E o Espírito sempre está ali silenciosamente presente, como Aquele que vincula e une, como Tecedora constante de redes que fazem crescer, como Reparadora de todos os tecidos que um dia se rasgaram e se separaram do pano único de onde confluem todos os fios da vida.

Hildegar von Bingen dizia que o Espírito é “vida da vida de toda criatura”.  Cada dia é o primeiro dia da Criação; cada instante é o princípio. A Criação está acontecendo e renovando-se a cada instante e uma Energia profunda e criativa nos acompanha, nos anima e nos move. Estamos sendo criados; não estamos prontos e abandonados, não estamos condenados a um plano predeterminado e frio. Em tempos de Pentecostes é bom recordar e dizer a nós mesmos: “Somos criaturas, estamos sendo amorosamente criados(as) e impulsionados(as) a criar. Há esperança”.

Contemplar deste modo a realidade, nos move a confiar, esperar, respirar. Contemplemo-la assim: a realidade inteira alentada e fecundada sem cessar pelo Espírito materno; a realidade inteira carregada de infinitas e novas possibilidades, carregada de Infinito.
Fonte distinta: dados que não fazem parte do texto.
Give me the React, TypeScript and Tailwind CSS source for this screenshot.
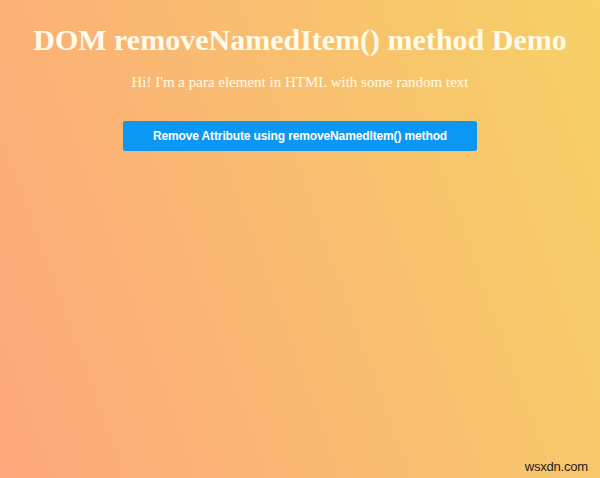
export default function App() {
  return (
    <div
      className="relative h-[478px] w-full overflow-hidden text-center bg-[linear-gradient(70deg,#fca77b_0%,#f6d166_100%)]"
      style={{ fontFamily: '"Liberation Serif", "Times New Roman", serif' }}
    >
      <div className="flex flex-col items-center">
        <h1 className="mt-[22px] text-[30px] leading-[35px] font-bold text-[#fffbea]">
          DOM removeNamedItem() method Demo
        </h1>
        <p className="mt-[16px] text-[15px] leading-[18px] text-[#fffbea]">
          Hi! I'm a para element in HTML with some random text
        </p>
        <button
          className="mt-[30px] h-[30px] w-[354px] rounded-[2px] bg-[#0d97f4] text-[12px] font-bold tracking-[-0.13px] text-white"
          style={{ fontFamily: '"Liberation Sans", Arial, sans-serif' }}
        >
          Remove Attribute using removeNamedItem() method
        </button>
      </div>
      <div
        className="absolute right-[12px] bottom-[4px] text-[13px] leading-[15px] tracking-[-0.2px] text-[#222222]"
        style={{ fontFamily: '"Liberation Sans", Arial, sans-serif' }}
      >
        wsxdn.com
      </div>
    </div>
  );
}
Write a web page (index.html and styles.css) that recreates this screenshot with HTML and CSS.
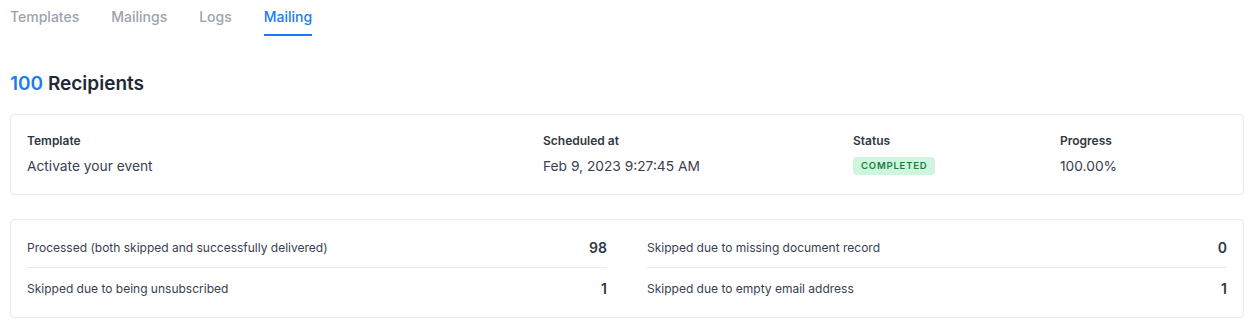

Podemos esperar.

Hoje somos conscientes e podemos agradecer essa presença do Espírito nos perfumes que a humanidade exala: no seu empenho pela paz e pela justiça, na contribuição à integridade da criação, na sua cumplicidade com os ciclos que favorecem a vida, no potencial de ternura, de cuidado e de resistência frente a todas aquelas situações e forças que desintegram a vida, na ação colaborativa, na interdependência, no diálogo e na abertura às diferentes culturas e às diversas tradições espirituais, maneiras novas e necessárias de situar-nos no mundo. Tudo isso é sinal do movimento do Espírito.
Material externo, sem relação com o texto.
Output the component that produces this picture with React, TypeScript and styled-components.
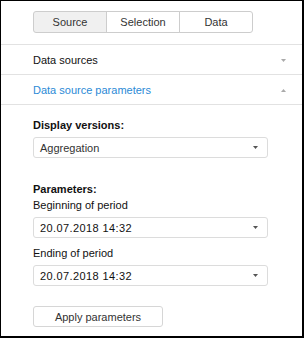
import styled, { createGlobalStyle } from "styled-components";

const GlobalStyle = createGlobalStyle`
  html, body {
    margin: 0;
    padding: 0;
    background: #ffffff;
  }
  * {
    box-sizing: border-box;
  }
`;

const Panel = styled.div`
  width: 304px;
  height: 338px;
  border-style: solid;
  border-color: #000;
  border-width: 1px 2px 2px 1px;
  background: #fff;
  font-family: "Liberation Sans", Arial, sans-serif;
  font-size: 11px;
  color: #222;
  overflow: hidden;
`;

const TabBar = styled.div`
  display: flex;
  padding: 10px 0 11px 32px;
`;

const Tab = styled.div<{ $active?: boolean }>`
  width: 74px;
  height: 22px;
  display: flex;
  align-items: center;
  justify-content: center;
  border: 1px solid #cdcdcd;
  margin-left: -1px;
  background: ${(p) => (p.$active ? "#f0f0f0" : "#fff")};
  color: #333;
  font-size: 11px;
  &:first-child {
    margin-left: 0;
    border-radius: 3px 0 0 3px;
  }
  &:last-child {
    border-radius: 0 3px 3px 0;
  }
`;

const Section = styled.div<{ $open?: boolean }>`
  height: 30px;
  padding: 1px 16px 0 32px;
  border-top: 1px solid #e2e2e2;
  display: flex;
  align-items: center;
  justify-content: space-between;
  color: ${(p) => (p.$open ? "#2b8ad6" : "#111")};
`;

const Body = styled.div`
  padding: 12px 34px 0 32px;
  border-top: 1px solid #e2e2e2;
`;

const Heading = styled.div<{ $gap?: number }>`
  font-weight: bold;
  line-height: 16px;
  margin-top: ${(p) => p.$gap ?? 0}px;
  color: #111;
`;

const Label = styled.div<{ $gap?: number }>`
  line-height: 16px;
  margin-top: ${(p) => p.$gap ?? 0}px;
  color: #111;
`;

const Select = styled.div`
  margin-top: 4px;
  height: 21px;
  border: 1px solid #dcdcdc;
  border-radius: 3px;
  display: flex;
  align-items: center;
  justify-content: space-between;
  padding: 0 9px 0 6px;
  color: #333;
`;

const DateValue = styled.span`
  color: #111;
  letter-spacing: 0.4px;
`;

const Button = styled.div`
  margin-top: 20px;
  width: 130px;
  height: 21px;
  border: 1px solid #d6d6d6;
  border-radius: 3px;
  display: flex;
  align-items: center;
  justify-content: center;
  color: #333;
`;

function Arrow({ up, color = "#555" }: { up?: boolean; color?: string }) {
  return (
    <svg width="5" height="3" viewBox="0 0 5 3">
      {up ? (
        <path d="M0 3 L2.5 0 L5 3 Z" fill={color} />
      ) : (
        <path d="M0 0 L5 0 L2.5 3 Z" fill={color} />
      )}
    </svg>
  );
}

export default function App() {
  return (
    <>
      <GlobalStyle />
      <Panel>
        <TabBar>
          <Tab $active>Source</Tab>
          <Tab>Selection</Tab>
          <Tab>Data</Tab>
        </TabBar>
        <Section>
          <span>Data sources</span>
          <Arrow color="#aaa" />
        </Section>
        <Section $open>
          <span>Data source parameters</span>
          <Arrow up color="#aaa" />
        </Section>
        <Body>
          <Heading>Display versions:</Heading>
          <Select>
            <span>Aggregation</span>
            <Arrow />
          </Select>
          <Heading $gap={23}>Parameters:</Heading>
          <Label>Beginning of period</Label>
          <Select>
            <DateValue>20.07.2018 14:32</DateValue>
            <Arrow />
          </Select>
          <Label $gap={7}>Ending of period</Label>
          <Select>
            <DateValue>20.07.2018 14:32</DateValue>
            <Arrow />
          </Select>
          <Button>Apply parameters</Button>
        </Body>
      </Panel>
    </>
  );
}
Desde o momento em que entramos no mundo, nascemos formando parte de uma rede de relações. Este tecido relacional vai nos expandindo ao longo do crescimento. “Ao final de minha vida abrirei meu coração cheio de nomes” (Pedro Casaldáliga). O Espírito é o que escreve os nomes que vão conformando nossa vida, nos quais fizemos experiência do que significa isso que chamamos amor e que está gravado em nossa origem e em nosso destino, como nossa fome maior e como nosso dom mais apreciado.

A imagem do “soprar sobre eles”, no evangelho de hoje, contém uma riqueza elegante: significa compartilhar o que é mais “vital” de uma pessoa, sua própria respiração, seu mesmo espírito, todo seu dinamismo. É uma imagem que nos faz reconhecer o Espírito como o Alento último, o Dinamismo vital que pulsa em todas as formas de vida que podemos ver e que nelas se manifesta. Não há nada onde não possamos percebê-lo, nada que não nos fale d’Ele. Por isso, a comunidade dos seguidores de Jesus, ao compartilhar com Ele o mesmo Sopro, torna-se uma “comunidade conspiratória”, ou seja, “conspirar”, “com-inspirar”, “respirar juntos”; ao soprar o Espírito Jesus e os discípulos respiram o mesmo ar, o mesmo sonho, a mesma utopia do Reino...

Não é estranho que, com o Espírito, Jesus se refira à missão: é o mesmo Espírito – seu sopro – Aquele que O conduziu e quer conduzir a nós também.  O Espírito e nós não somos dois. Somos “seres espirituais vivendo uma aventura humana” (Teilhard de Chardin). Quando tomamos consciência desta realidade profunda, realizam-se em nós as palavras de Jesus: a unidade de tudo morando em nós, no Amor – outro nome do Espírito -, como única realidade que tudo sustenta e constitui.

Mais ainda, o Espírito habita nosso ser profundo, sustenta nossas energias sadias, aumenta nossas forças, compromete-nos a crescer de forma autônoma. Ele age como um “princípio dinâmico” e como um “energético ativo”, que reforça as atividades criativas do eu. Temos de viver a partir do Espírito, transformando e vitalizando nossos gestos, pensamentos, compromissos, encontros.

Por isso, Pentecostes não acontece até que, reconhecendo o Espírito como nossa Identidade mais profunda, nos deixemos guiar por Ele, ou melhor, viver a partir d’Ele, conscientemente conectados com a Fonte Primeira. Falar do Espírito e celebrar Pentecostes é, portanto, celebrar a festa, a vida e a Identidade última de tudo o que é e existe: é nossa festa.

Texto bíblico:  Jo 20,19-23

Na oração: “O Espírito urge!” Para abrir-nos a este “Sopro”, de modo que possamos experimentá-Lo no nosso “eu” mais profundo, precisamos calar a mente, abrir-nos diretamente ao que é, e perceber, com prazer, que podemos descansar sempre nisso. “Descanso” é outro nome do Espírito.

No silêncio da mente o Espírito se revela a nós, não como uma presença separada, mas como presença interna de tudo o que é: Cuidado, Descanso, Dinamismo... Vida em plenitude. E isso é o que somos todos.